多くの名作ドラマを生み出した脚本家山田太一氏(79)が、東日本大震災を題材にした作品を手掛けたことが13日、分かった。テレビ朝日開局55周年記念ドラマ「山田太一ドラマスペシャル

 時は立ちどまらない」(2月22日午後9時放送)。昨年5月に被災地を訪れるなど取材を重ね、震災を背景に家族の崩壊と再生を描く作品に仕上げた。主演は中井貴一(52)。

 人間を深く掘り下げるヒューマンドラマを数多く生み出してきた山田氏が、震災に焦点を当てた。「時は立ちどまらない」の舞台は東北の海沿いの町。津波に襲われ、3人の家族と自宅を失った一家と、無事だった一家を通して家族の崩壊と再生を描く。作品の企画が持ち上がったのは一昨年秋。山田氏は取材のため、昨年5月に被災地となった東北・三陸地方を訪れ、その後も構想を練り続けた。テレビ朝日の内山聖子プロデューサーは「自ら被災された方々に話を聞き、生の声を集めていただきました。非常に生々しく、悲しく、どこかおかしい。(ドラマでは)リアルな人間の姿があります」と話す。

 中井貴一が演じる主人公は信用金庫支店長。市役所に勤める娘がいて、その恋人は漁師の跡取り息子。それぞれ黒木メイサ、渡辺大が演じる。娘が嫁ぐことが決まり、両家で顔合わせが行われたが、その5日後に大震災が発生する。主人公の一家は無事だったが、娘の嫁ぎ先の一家は家族を3人も失ってしまう。助けようとする一家と、全てを失い助けられることが苦しい一家。その対比も描きつつ過酷な状況から家族が再生していく姿に迫る。

 渡辺演じる跡取り息子の両親は柳葉敏郎と岸本加世子、祖父母を橋爪功と倍賞美津子、弟を神木隆之介が演じ、主人公の母は吉行和子、妻は樋口可南子がそれぞれ演じる。

 主演の中井は21歳の時に出演したTBS系「ふぞろいの林檎たち」を始め、山田作品にいくつか参加している。

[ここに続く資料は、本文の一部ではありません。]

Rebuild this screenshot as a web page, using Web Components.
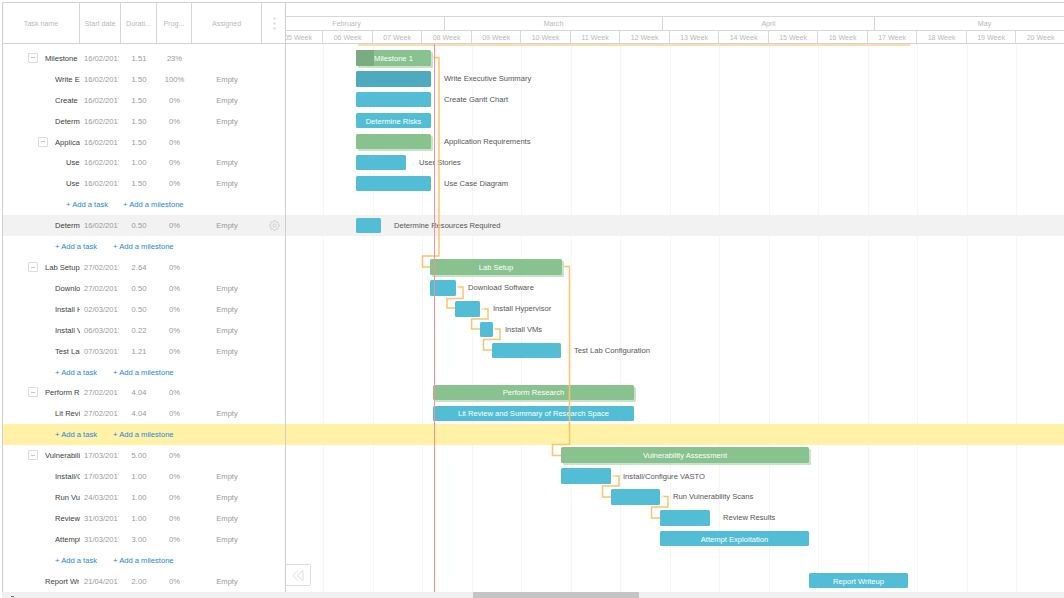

「経験を積むほど、山田先生の脚本は難しいと感じるようになる。震災のドラマではありますが『流す涙の違い』を感じていただければ」と話している。

 ◆山田太一(やまだ・たいち)1934年(昭9)6月6日、東京都生まれ。早大卒業後、58年に松竹入社。木下恵介監督に師事する。65年退社、フリーのテレビドラマ脚本家に。74年TBS「真夜中のあいさつ」で文化庁芸術祭大賞。83年「日本の面影」で向田邦子賞。85年TBS「ふぞろいの林檎たち2」などで菊池寛賞。88年に小説「異人たちとの夏」で山本周五郎賞。91年に映画「少年時代」で日本アカデミー賞最優秀脚本賞。